During this process, I've been off-line from social media sites (that are useful but harmfully addictive for people who need to actually get things done). The only on-line form I've kept up with has been flickr, and if I weren't committed to taking and posting a photo a day, I would have foresworn that, too. Surprisingly, I haven't missed it. Not at all, which leads me to wonder how much of it I'll add back in October, once the heavy part of my current workload is over. I've also just finished a 30 day vegan course, which was challenging and stretching and good. There's been a lot of navel-gazing in the midst of a heavy workload, but I'm seeing lots of progress in both the work and clarifying my goals for the future.
These berry bowls, which have happily (but more frequently, frustratingly) paid my mortgage for several months of each year for at least the last four years, are on the don't want to make anymore list. Maybe forever, maybe not. These are the last three berry bowls I made. Even with new techniques in throwing and piercing the holes, the percentage of breakage (which never shows up until after they've been glazed, leaving me with a functional but non-sellable bowl) is just too too high. One in every four or five bowls cracks, even when pierced with a sharp tool, a drill, compressed on the edges, etc. etc. No more. I have one (not pictured) tucked away in my cupboard in case the one I use most breaks. Two of these are being sent away. I haven't decided what to do the last bowl. It will probably go into my gift closet. I love to use my berry bowl, but I will not miss making them, nor will I miss explaining that despite its diminutive size, it is a colander. Not a coffee cup. Ahem.
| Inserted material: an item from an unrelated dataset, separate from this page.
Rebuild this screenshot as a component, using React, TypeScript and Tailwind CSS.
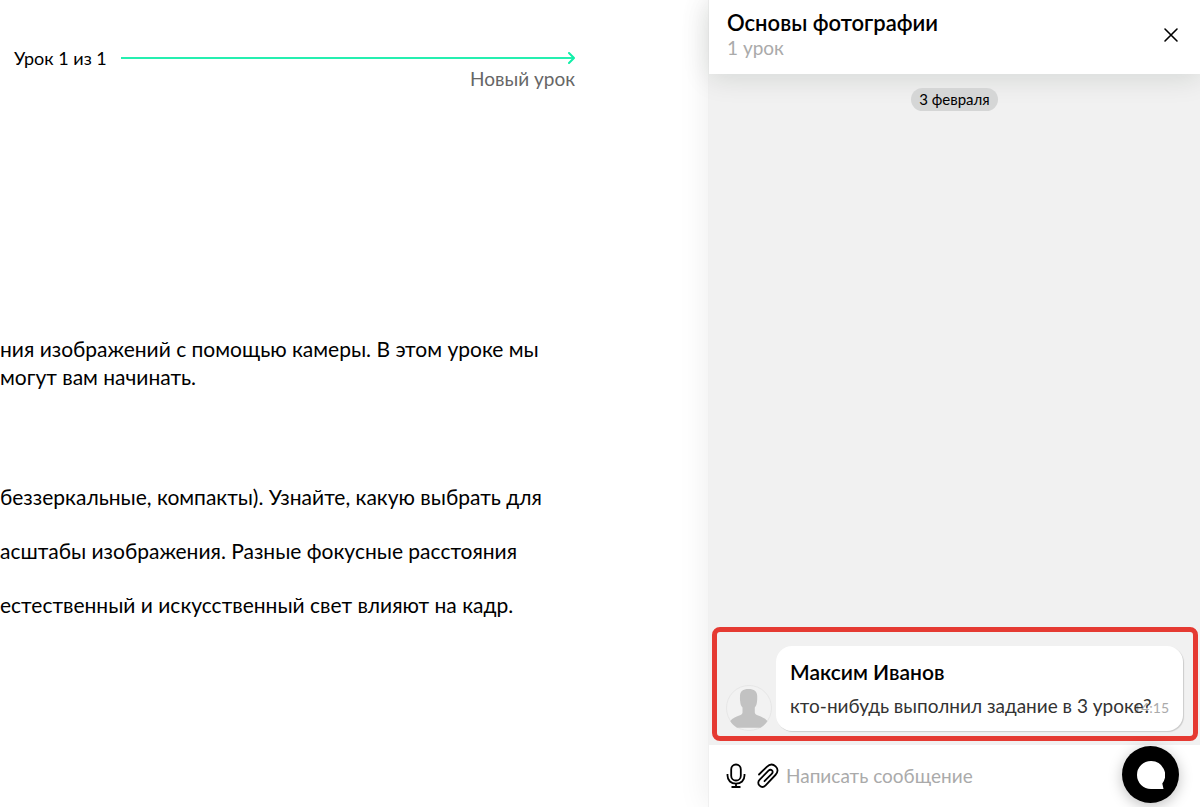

Next week I should have lots of pretty pretty work to show you. I've been throwing and glazing and drawing on pots every day. There's no more shelf space in my studio. I have another hour's worth of either glazing or drawing to do tonight (probably glazing, so that I can fire the kiln overnight). I have conquered the "how to hang it" issues I was having last week, happily. I'm knocking through long-standing orders. I'm super-tired, but my goals are clear(er) and I'm moving past the post-stress exhaustion, thank goodness.
Hope your week ends well, friends.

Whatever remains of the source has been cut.